:: WHAT THE EXERCISE ASKS ::
Extract every line that contains the word "React".

:: DATA SUPPLIED ::

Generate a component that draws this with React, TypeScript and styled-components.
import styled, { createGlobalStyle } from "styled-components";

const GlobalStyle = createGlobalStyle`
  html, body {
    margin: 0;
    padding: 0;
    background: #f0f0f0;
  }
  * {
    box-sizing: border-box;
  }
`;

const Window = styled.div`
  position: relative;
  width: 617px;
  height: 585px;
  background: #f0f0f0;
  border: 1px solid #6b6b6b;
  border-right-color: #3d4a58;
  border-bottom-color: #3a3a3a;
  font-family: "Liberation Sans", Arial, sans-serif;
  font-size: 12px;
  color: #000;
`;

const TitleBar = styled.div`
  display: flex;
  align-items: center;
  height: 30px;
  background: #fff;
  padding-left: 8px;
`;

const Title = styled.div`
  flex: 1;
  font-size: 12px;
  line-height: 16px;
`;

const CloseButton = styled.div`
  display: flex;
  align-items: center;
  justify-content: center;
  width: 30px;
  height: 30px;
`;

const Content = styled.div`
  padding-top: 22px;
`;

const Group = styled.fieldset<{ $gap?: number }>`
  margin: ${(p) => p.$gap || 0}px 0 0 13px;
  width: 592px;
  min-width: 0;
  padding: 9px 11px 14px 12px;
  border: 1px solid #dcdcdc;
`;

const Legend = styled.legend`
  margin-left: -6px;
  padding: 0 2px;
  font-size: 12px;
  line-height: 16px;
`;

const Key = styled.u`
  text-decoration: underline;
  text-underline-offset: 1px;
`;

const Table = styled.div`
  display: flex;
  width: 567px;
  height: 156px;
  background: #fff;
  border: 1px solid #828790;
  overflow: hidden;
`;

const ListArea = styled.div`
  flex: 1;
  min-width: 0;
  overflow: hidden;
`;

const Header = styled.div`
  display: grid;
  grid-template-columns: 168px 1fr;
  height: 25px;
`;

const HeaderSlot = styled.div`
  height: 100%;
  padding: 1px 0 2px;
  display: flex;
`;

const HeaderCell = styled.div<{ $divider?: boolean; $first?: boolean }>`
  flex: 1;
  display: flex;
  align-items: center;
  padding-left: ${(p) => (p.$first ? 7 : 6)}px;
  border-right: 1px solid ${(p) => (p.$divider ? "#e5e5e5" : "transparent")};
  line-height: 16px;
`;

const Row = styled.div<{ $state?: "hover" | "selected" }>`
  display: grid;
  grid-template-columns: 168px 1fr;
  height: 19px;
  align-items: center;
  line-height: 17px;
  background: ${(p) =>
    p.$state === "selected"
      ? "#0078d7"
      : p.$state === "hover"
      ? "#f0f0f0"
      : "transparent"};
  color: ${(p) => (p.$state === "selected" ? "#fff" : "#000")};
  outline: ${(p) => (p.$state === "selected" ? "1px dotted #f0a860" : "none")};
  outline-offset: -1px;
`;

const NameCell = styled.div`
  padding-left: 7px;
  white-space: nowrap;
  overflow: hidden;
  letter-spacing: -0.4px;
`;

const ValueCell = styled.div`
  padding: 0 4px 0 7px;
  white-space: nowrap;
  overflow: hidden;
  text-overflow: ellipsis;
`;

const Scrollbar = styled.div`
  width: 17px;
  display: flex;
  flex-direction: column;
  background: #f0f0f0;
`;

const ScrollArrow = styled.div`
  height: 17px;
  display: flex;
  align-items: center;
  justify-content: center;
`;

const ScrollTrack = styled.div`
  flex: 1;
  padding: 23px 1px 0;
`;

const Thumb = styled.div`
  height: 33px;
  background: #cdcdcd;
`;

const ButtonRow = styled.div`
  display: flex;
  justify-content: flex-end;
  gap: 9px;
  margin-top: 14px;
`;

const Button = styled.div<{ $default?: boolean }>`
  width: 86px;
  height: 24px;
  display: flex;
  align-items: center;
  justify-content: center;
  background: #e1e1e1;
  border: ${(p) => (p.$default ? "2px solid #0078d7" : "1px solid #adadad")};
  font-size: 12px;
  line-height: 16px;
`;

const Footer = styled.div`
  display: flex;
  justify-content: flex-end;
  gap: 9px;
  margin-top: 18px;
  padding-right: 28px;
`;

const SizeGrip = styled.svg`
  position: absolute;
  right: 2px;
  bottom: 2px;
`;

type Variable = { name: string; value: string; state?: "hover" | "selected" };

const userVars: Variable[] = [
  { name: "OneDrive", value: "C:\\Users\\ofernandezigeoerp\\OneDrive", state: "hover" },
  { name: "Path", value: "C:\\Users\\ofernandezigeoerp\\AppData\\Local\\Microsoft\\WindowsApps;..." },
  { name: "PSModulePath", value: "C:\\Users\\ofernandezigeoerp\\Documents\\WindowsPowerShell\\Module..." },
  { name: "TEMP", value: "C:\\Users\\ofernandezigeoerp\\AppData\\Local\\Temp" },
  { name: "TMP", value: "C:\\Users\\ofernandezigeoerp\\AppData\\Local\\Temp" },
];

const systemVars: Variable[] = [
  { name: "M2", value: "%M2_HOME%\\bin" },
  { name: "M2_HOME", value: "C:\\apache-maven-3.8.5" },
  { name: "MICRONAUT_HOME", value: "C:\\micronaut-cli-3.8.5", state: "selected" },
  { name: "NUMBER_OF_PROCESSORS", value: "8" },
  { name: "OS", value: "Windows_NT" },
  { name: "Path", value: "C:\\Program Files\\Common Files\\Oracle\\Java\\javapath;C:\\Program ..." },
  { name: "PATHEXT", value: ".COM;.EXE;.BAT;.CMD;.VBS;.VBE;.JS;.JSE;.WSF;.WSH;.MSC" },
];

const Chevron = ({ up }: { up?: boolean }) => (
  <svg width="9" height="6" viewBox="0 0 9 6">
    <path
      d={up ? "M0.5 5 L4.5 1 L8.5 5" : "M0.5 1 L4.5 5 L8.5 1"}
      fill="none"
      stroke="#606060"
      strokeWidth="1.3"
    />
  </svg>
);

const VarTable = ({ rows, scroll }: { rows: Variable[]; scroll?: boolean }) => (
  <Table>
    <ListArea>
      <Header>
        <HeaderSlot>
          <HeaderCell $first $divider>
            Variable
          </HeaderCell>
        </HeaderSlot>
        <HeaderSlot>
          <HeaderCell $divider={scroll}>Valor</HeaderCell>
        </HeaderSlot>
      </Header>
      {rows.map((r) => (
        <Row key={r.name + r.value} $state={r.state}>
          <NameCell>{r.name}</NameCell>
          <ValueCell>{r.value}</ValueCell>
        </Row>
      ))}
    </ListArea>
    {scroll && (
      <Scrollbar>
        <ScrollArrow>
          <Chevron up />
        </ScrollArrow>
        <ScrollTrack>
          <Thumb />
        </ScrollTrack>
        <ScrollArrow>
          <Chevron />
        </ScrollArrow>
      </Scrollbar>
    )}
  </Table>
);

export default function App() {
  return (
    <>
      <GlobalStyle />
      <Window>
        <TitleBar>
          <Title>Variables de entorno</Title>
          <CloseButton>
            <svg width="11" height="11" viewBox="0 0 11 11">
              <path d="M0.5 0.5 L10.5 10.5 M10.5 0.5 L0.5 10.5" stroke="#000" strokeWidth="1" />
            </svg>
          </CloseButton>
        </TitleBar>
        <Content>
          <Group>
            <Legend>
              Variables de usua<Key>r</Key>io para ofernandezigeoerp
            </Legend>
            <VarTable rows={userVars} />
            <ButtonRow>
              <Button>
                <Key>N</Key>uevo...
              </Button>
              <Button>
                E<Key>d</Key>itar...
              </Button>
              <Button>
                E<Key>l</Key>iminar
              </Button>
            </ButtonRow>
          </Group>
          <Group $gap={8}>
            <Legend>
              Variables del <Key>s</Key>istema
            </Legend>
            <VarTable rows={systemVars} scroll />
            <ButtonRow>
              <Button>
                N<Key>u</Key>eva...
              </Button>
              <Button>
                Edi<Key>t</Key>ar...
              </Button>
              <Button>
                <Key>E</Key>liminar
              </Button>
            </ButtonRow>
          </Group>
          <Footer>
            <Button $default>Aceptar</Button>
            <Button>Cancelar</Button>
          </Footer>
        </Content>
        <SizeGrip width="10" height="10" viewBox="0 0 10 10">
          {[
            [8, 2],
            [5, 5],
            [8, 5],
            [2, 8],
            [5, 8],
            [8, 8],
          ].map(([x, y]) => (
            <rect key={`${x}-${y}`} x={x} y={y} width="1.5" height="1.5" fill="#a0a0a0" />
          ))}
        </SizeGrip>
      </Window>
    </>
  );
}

==

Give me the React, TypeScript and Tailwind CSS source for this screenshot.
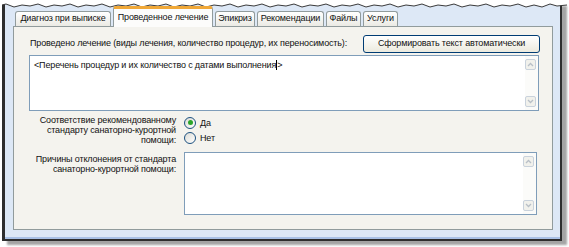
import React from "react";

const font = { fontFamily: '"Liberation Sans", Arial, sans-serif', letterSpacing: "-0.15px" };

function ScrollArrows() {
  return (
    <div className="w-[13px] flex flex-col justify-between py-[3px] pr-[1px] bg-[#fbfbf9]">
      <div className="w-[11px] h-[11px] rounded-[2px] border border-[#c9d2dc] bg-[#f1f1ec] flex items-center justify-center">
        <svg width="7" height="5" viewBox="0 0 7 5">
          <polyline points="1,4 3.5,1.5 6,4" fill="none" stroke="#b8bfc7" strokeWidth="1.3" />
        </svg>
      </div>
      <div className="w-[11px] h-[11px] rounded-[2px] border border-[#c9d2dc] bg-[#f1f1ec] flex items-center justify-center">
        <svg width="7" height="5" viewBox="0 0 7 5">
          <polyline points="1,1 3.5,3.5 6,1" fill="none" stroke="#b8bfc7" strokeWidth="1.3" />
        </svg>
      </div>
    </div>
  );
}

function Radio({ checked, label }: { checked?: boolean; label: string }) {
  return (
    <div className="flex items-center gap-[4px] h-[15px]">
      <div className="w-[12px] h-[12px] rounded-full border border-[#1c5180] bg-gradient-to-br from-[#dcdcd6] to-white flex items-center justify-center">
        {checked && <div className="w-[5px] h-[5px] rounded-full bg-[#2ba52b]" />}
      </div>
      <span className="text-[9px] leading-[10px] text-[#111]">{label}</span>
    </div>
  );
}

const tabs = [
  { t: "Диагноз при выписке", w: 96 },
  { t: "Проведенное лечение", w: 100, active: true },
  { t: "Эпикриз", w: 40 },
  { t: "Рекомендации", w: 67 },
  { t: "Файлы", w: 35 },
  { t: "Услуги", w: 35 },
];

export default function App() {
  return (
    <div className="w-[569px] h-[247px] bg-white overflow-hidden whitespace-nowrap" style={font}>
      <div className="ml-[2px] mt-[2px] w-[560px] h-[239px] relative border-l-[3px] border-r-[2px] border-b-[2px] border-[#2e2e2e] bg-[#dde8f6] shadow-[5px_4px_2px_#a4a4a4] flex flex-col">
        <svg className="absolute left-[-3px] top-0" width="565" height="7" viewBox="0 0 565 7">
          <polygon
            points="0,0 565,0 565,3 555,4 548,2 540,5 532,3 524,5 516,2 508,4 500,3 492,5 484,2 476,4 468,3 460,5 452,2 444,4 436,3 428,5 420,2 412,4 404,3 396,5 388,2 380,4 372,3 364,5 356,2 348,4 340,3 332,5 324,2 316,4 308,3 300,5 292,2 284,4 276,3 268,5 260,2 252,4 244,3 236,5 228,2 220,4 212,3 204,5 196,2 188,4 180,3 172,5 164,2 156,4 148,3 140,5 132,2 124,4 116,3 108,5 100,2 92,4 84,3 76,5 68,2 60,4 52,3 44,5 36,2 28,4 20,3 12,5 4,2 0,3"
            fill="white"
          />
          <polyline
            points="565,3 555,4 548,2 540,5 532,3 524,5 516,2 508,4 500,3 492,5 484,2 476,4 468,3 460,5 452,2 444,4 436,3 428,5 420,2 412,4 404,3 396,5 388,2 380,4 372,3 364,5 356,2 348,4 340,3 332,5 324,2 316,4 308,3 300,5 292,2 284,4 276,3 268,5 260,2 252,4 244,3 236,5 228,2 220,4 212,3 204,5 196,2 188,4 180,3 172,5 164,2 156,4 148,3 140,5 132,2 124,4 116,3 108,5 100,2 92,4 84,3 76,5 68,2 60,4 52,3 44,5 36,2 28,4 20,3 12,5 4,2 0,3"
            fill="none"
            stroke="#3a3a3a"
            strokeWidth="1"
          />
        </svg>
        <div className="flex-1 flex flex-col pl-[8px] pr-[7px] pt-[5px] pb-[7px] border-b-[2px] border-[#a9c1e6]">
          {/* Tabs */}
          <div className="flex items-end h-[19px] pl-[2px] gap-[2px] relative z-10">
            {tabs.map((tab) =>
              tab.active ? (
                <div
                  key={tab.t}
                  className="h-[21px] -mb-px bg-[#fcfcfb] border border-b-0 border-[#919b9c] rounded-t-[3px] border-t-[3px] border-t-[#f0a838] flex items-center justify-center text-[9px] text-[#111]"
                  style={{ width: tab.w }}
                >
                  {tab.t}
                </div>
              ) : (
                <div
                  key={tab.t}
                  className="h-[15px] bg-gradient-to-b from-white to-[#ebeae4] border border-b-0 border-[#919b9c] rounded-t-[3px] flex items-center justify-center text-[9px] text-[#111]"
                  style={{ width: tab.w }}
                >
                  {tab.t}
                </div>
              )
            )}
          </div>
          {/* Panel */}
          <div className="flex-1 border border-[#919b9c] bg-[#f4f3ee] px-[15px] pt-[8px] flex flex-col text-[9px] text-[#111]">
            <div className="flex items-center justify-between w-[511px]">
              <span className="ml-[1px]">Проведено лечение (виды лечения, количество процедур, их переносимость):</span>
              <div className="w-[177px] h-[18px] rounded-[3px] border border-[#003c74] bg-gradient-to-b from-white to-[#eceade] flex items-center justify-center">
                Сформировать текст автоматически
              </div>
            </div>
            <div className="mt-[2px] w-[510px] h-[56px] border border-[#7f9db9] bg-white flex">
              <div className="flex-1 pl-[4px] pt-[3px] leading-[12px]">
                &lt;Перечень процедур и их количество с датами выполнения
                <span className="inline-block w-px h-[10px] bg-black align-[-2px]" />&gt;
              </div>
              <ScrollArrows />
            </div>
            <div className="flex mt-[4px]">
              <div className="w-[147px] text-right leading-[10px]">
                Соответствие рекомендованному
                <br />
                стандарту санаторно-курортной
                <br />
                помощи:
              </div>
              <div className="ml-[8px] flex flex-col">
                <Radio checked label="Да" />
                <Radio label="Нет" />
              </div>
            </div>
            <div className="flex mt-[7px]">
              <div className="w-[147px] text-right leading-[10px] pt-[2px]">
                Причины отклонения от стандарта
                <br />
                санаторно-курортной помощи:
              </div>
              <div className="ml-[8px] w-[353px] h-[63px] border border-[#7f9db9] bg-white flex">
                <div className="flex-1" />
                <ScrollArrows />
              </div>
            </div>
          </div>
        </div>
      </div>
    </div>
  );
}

:: EXERCISE RESPONSE ::
Generate a component that draws this with React, TypeScript and styled-components.
Give me the React, TypeScript and Tailwind CSS source for this screenshot.
import React from "react";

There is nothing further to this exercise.